■ Description of the task ■
Set down the material below word for word, excluding the pictures.

=-=-=-=-=

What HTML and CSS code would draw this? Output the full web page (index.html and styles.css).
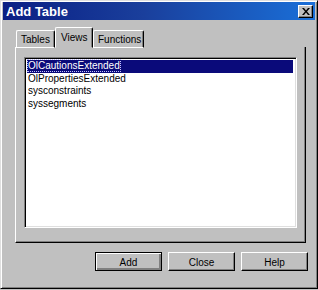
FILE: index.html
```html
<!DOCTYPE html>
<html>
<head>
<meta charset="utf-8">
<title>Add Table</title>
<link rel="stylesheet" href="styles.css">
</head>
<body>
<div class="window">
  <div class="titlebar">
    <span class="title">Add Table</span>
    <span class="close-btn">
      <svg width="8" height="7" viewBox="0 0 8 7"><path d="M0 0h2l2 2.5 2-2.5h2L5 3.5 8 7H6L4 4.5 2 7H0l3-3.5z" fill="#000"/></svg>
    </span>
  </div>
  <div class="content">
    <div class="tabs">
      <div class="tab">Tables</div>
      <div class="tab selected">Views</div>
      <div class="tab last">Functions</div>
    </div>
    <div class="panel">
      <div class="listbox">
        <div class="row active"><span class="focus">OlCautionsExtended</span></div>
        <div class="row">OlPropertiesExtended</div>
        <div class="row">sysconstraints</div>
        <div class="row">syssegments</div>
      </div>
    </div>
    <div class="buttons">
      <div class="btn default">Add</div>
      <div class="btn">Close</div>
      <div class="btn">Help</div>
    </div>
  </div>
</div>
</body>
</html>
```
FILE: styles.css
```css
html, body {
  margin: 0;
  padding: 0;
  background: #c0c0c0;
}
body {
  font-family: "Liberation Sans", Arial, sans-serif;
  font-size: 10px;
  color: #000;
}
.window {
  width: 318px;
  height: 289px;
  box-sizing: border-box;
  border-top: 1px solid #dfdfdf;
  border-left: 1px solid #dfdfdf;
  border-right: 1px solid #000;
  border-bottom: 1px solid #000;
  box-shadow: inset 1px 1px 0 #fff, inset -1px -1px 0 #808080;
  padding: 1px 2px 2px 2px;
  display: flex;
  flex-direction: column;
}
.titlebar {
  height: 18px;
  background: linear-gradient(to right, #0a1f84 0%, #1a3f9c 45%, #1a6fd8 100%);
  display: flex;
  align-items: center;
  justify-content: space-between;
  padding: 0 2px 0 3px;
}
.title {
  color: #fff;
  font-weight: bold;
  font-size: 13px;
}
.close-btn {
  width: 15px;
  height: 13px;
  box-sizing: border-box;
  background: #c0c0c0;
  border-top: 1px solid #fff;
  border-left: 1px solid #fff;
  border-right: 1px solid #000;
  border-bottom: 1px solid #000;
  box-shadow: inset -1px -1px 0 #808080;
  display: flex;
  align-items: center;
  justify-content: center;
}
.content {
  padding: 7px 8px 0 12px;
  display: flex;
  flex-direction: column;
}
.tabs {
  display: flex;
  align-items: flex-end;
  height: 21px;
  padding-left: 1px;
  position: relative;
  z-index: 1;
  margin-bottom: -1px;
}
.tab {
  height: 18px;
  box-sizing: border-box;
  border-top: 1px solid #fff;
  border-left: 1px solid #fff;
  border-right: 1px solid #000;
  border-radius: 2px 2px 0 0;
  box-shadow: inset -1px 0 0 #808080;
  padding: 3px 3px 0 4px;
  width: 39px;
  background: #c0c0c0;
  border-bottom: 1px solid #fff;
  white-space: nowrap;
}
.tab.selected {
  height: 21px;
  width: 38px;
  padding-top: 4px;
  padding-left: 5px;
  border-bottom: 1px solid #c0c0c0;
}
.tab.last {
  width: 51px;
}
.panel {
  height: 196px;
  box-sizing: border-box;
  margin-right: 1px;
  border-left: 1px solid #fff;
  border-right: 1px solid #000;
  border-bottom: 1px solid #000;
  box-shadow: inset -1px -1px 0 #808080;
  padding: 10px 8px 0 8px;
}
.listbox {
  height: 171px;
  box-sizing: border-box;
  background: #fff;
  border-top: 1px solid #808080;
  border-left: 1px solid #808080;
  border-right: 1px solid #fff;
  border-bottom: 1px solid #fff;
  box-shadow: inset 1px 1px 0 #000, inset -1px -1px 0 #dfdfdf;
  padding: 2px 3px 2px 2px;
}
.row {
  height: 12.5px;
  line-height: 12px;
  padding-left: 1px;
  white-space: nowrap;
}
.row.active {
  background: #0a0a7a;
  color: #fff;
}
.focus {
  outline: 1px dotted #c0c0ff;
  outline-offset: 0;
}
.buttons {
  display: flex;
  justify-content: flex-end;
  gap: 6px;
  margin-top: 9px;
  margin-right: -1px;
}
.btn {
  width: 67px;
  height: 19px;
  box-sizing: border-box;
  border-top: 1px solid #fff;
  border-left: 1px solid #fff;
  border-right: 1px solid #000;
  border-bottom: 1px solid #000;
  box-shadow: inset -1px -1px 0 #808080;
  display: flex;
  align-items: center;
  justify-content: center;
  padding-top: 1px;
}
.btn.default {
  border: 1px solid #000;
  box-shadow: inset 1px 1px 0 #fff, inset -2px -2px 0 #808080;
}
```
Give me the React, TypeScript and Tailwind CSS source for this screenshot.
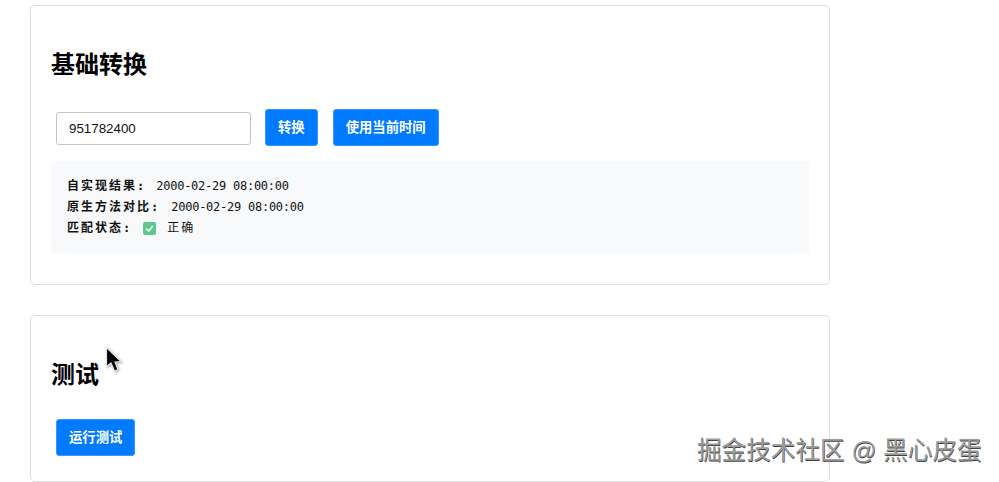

=-=-=-=-=

■ Answer to this problem ■
What HTML and CSS code would draw this? Output the full web page (index.html and styles.css).
FILE: index.html
```html
<!DOCTYPE html>
<html>
<head>
<meta charset="utf-8">
<title>Add Table</title>
<link rel="stylesheet" href="styles.css">
</head>
<body>
<div class="window">
  <div class="titlebar">
    <span class="title">Add Table</span>
    <span class="close-btn">
      <svg width="8" height="7" viewBox="0 0 8 7"><path d="M0 0h2l2 2.5 2-2.5h2L5 3.5 8 7H6L4 4.5 2 7H0l3-3.5z" fill="#000"/></svg>
    </span>
  </div>
  <div class="content">
    <div class="tabs">
      <div class="tab">Tables</div>
      <div class="tab selected">Views</div>
      <div class="tab last">Functions</div>
    </div>
    <div class="panel">
      <div class="listbox">
        <div class="row active"><span class="focus">OlCautionsExtended</span></div>
        <div class="row">OlPropertiesExtended</div>
        <div class="row">sysconstraints</div>
        <div class="row">syssegments</div>
      </div>
    </div>
    <div class="buttons">
      <div class="btn default">Add</div>
      <div class="btn">Close</div>
      <div class="btn">Help</div>
    </div>
  </div>
</div>
</body>
</html>
```
FILE: styles.css
```css
html, body {
  margin: 0;
  padding: 0;
  background: #c0c0c0;
}
body {
  font-family: "Liberation Sans", Arial, sans-serif;
  font-size: 10px;
  color: #000;
}
.window {
  width: 318px;
  height: 289px;
  box-sizing: border-box;
  border-top: 1px solid #dfdfdf;
  border-left: 1px solid #dfdfdf;
  border-right: 1px solid #000;
  border-bottom: 1px solid #000;
  box-shadow: inset 1px 1px 0 #fff, inset -1px -1px 0 #808080;
  padding: 1px 2px 2px 2px;
  display: flex;
  flex-direction: column;
}
.titlebar {
  height: 18px;
  background: linear-gradient(to right, #0a1f84 0%, #1a3f9c 45%, #1a6fd8 100%);
  display: flex;
  align-items: center;
  justify-content: space-between;
  padding: 0 2px 0 3px;
}
.title {
  color: #fff;
  font-weight: bold;
  font-size: 13px;
}
.close-btn {
  width: 15px;
  height: 13px;
  box-sizing: border-box;
  background: #c0c0c0;
  border-top: 1px solid #fff;
  border-left: 1px solid #fff;
  border-right: 1px solid #000;
  border-bottom: 1px solid #000;
  box-shadow: inset -1px -1px 0 #808080;
  display: flex;
  align-items: center;
  justify-content: center;
}
.content {
  padding: 7px 8px 0 12px;
  display: flex;
  flex-direction: column;
}
.tabs {
  display: flex;
  align-items: flex-end;
  height: 21px;
  padding-left: 1px;
  position: relative;
  z-index: 1;
  margin-bottom: -1px;
}
.tab {
  height: 18px;
  box-sizing: border-box;
  border-top: 1px solid #fff;
  border-left: 1px solid #fff;
  border-right: 1px solid #000;
  border-radius: 2px 2px 0 0;
  box-shadow: inset -1px 0 0 #808080;
  padding: 3px 3px 0 4px;
  width: 39px;
  background: #c0c0c0;
  border-bottom: 1px solid #fff;
  white-space: nowrap;
}
.tab.selected {
  height: 21px;
  width: 38px;
  padding-top: 4px;
  padding-left: 5px;
  border-bottom: 1px solid #c0c0c0;
}
.tab.last {
  width: 51px;
}
.panel {
  height: 196px;
  box-sizing: border-box;
  margin-right: 1px;
  border-left: 1px solid #fff;
  border-right: 1px solid #000;
  border-bottom: 1px solid #000;
  box-shadow: inset -1px -1px 0 #808080;
  padding: 10px 8px 0 8px;
}
.listbox {
  height: 171px;
  box-sizing: border-box;
  background: #fff;
  border-top: 1px solid #808080;
  border-left: 1px solid #808080;
  border-right: 1px solid #fff;
  border-bottom: 1px solid #fff;
  box-shadow: inset 1px 1px 0 #000, inset -1px -1px 0 #dfdfdf;
  padding: 2px 3px 2px 2px;
}
.row {
  height: 12.5px;
  line-height: 12px;
  padding-left: 1px;
  white-space: nowrap;
}
.row.active {
  background: #0a0a7a;
  color: #fff;
}
.focus {
  outline: 1px dotted #c0c0ff;
  outline-offset: 0;
}
.buttons {
  display: flex;
  justify-content: flex-end;
  gap: 6px;
  margin-top: 9px;
  margin-right: -1px;
}
.btn {
  width: 67px;
  height: 19px;
  box-sizing: border-box;
  border-top: 1px solid #fff;
  border-left: 1px solid #fff;
  border-right: 1px solid #000;
  border-bottom: 1px solid #000;
  box-shadow: inset -1px -1px 0 #808080;
  display: flex;
  align-items: center;
  justify-content: center;
  padding-top: 1px;
}
.btn.default {
  border: 1px solid #000;
  box-shadow: inset 1px 1px 0 #fff, inset -2px -2px 0 #808080;
}
```
Give me the React, TypeScript and Tailwind CSS source for this screenshot.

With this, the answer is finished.